Diversity Hires

I once had an HR professional at a company where we were exploring a partnership ask me whether I thought she ought to recruit “a black woman” for a newly open management role. I was a bit taken aback by the prompt. I said that it was ultimately up to the leadership of the company as to whom they wanted to target, and that I personally would choose the most excellent person in a broad pool of qualified candidates.

It’s rare when someone asks such a pointed question about hiring for a diverse workplace. It feels wrong to pre-designate a role for a gender and a race, like a one slot quota system with arbitrary preferences. (I honestly don’t know how the person came up with “black” and “woman” for the open job in question.) It’s also a poor method of recruiting the best people for a position. What if you only find one qualified person who fits your demographic criteria? Do you automatically hire that person? (In this particular example, I’m afraid the answer might have been yes.)

What’s a better way? A similar question has been asked in the National Football League (NFL), which grapples perennially with a low ratio of non-white coaches, especially non-white head coaches. Their remedy is the “Rooney Rule,” which prompts NFL teams to interview minority candidates for all top brass jobs. And though the “rule” has no teeth and seems to be frequently ignored in that particular setting, it’s a useful rule of thumb for recruiting for businesses.

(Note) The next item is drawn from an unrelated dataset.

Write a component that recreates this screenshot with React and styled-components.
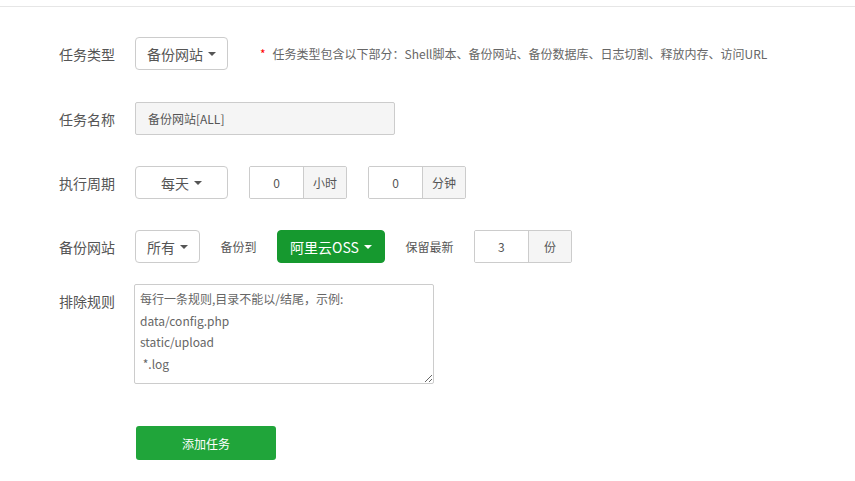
import React from "react";
import styled, { createGlobalStyle } from "styled-components";

const Global = createGlobalStyle`
  html, body { margin: 0; padding: 0; background: #fff; }
  body {
    font-family: "Noto Sans CJK SC", "Noto Sans", sans-serif;
    color: #555;
  }
  * { box-sizing: border-box; }
`;

const Page = styled.div`
  margin-top: 6px;
  border-top: 1px solid #e6e6e6;
  padding: 30px 0 0 59px;
  min-height: 474px;
`;

const Row = styled.div`
  display: flex;
  align-items: ${(p) => (p.$top ? "flex-start" : "center")};
  min-height: 33px;
  margin-bottom: ${(p) => p.$mb ?? 31}px;
`;

const Label = styled.div`
  width: 76px;
  flex: none;
  font-size: 14px;
  line-height: 20px;
  color: #555;
  padding-top: ${(p) => (p.$top ? 7 : 0)}px;
`;

const Controls = styled.div`
  display: flex;
  align-items: center;
  gap: ${(p) => p.$gap ?? 21}px;
`;

const Caret = styled.span`
  display: inline-block;
  flex: none;
  width: 0;
  height: 0;
  margin-left: 5px;
  border-left: 4px solid transparent;
  border-right: 4px solid transparent;
  border-top: 4px solid currentColor;
`;

const Dropdown = styled.button`
  display: inline-flex;
  align-items: center;
  justify-content: center;
  white-space: nowrap;
  flex: none;
  height: 33px;
  width: ${(p) => (p.$w ? `${p.$w}px` : "auto")};
  padding: 0 ${(p) => (p.$green ? 12 : 11)}px;
  border: 1px solid ${(p) => (p.$green ? "#16992f" : "#ccc")};
  border-radius: 4px;
  background: ${(p) => (p.$green ? "#16992f" : "#fff")};
  color: ${(p) => (p.$green ? "#fff" : "#555")};
  font-family: inherit;
  font-size: 14px;
  cursor: pointer;
`;

const Note = styled.div`
  margin-left: 32px;
  font-size: 12px;
  color: #666;
  display: flex;
  align-items: center;
`;

const Star = styled.span`
  color: #f00;
  margin-right: 7px;
`;

const TextInput = styled.input`
  width: 260px;
  height: 33px;
  padding: 0 12px;
  border: 1px solid #ccc;
  border-radius: 2px;
  background: #f5f5f5;
  color: #555;
  font-family: inherit;
  font-size: 12px;
  outline: none;
`;

const Group = styled.div`
  display: flex;
  height: 33px;
  border: 1px solid #ccc;
  border-radius: 2px;
  overflow: hidden;
`;

const GroupInput = styled.input`
  width: 53px;
  border: 0;
  text-align: center;
  font-family: inherit;
  font-size: 12px;
  color: #555;
  outline: none;
  background: #fff;
`;

const Addon = styled.span`
  width: 43px;
  display: flex;
  align-items: center;
  justify-content: center;
  border-left: 1px solid #ccc;
  background: #f5f5f5;
  font-size: 12px;
  color: #555;
`;

const Text = styled.span`
  font-size: 12px;
  color: #555;
  white-space: nowrap;
`;

const Area = styled.textarea`
  width: 300px;
  height: 100px;
  margin-left: -1px;
  padding: 3px 5px;
  border: 1px solid #ccc;
  border-radius: 2px;
  font-family: inherit;
  font-size: 12px;
  line-height: 21.5px;
  color: #555;
  outline: none;
  &::placeholder { color: #666; opacity: 1; }
`;

const AddButton = styled.button`
  margin-left: 77px;
  width: 140px;
  height: 34px;
  border: 0;
  border-radius: 3px;
  background: #20a53a;
  color: #fff;
  font-family: inherit;
  font-size: 12px;
  cursor: pointer;
`;

function NumGroup({ value, unit }) {
  return (
    <Group>
      <GroupInput defaultValue={value} />
      <Addon>{unit}</Addon>
    </Group>
  );
}

export default function App() {
  return (
    <>
      <Global />
      <Page>
        <Row $mb={32}>
          <Label>任务类型</Label>
          <Dropdown>
            备份网站<Caret />
          </Dropdown>
          <Note>
            <Star>*</Star>
            任务类型包含以下部分：Shell脚本、备份网站、备份数据库、日志切割、释放内存、访问URL
          </Note>
        </Row>
        <Row>
          <Label>任务名称</Label>
          <TextInput defaultValue="备份网站[ALL]" disabled />
        </Row>
        <Row>
          <Label>执行周期</Label>
          <Controls>
            <Dropdown $w={93}>
              每天<Caret />
            </Dropdown>
            <NumGroup value="0" unit="小时" />
            <NumGroup value="0" unit="分钟" />
          </Controls>
        </Row>
        <Row $mb={21}>
          <Label>备份网站</Label>
          <Controls $gap={20.5}>
            <Dropdown>
              所有<Caret />
            </Dropdown>
            <Text>备份到</Text>
            <Dropdown $green>
              阿里云OSS<Caret />
            </Dropdown>
            <Text>保留最新</Text>
            <NumGroup value="3" unit="份" />
          </Controls>
        </Row>
        <Row $top $mb={42}>
          <Label $top>排除规则</Label>
          <Area
            placeholder={"每行一条规则,目录不能以/结尾，示例:\ndata/config.php\nstatic/upload\n *.log"}
          />
        </Row>
        <AddButton>添加任务</AddButton>
      </Page>
    </>
  );
}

Unlike in the NFL, where only 32 head coaching jobs exist for a very peculiar set of skills and experiences, the vast majority of open roles at companies require commodity skills and commonly held experiences. A good recruiter will therefore search far and wide for many people who fit the bona fide skills and experiences requested by the hiring manager for the role. They’ll also have an eye out for cultural fit along such bona fide dimensions as “growth mindset” for a company that places a high premium on that quality. For companies that value diversity, they’ll also make sure to assemble a highly qualified pool of candidates that includes a broad array of demographic traits.

Not every company values diversity. That’s because not every leader values diversity. Some, like the HR professional who prompted me, really do mean well but struggle to implement hiring practices that create richly diverse teams. It’s not easy to recruit a team comprised of different demographic moorings, and diverse teams must be managed on that dimension in addition to all the others in order to be effective. But we believe diverse teams are worth the extra recruitment and management effort required. Why? Because if leadership gets it right, diverse teams simply perform better.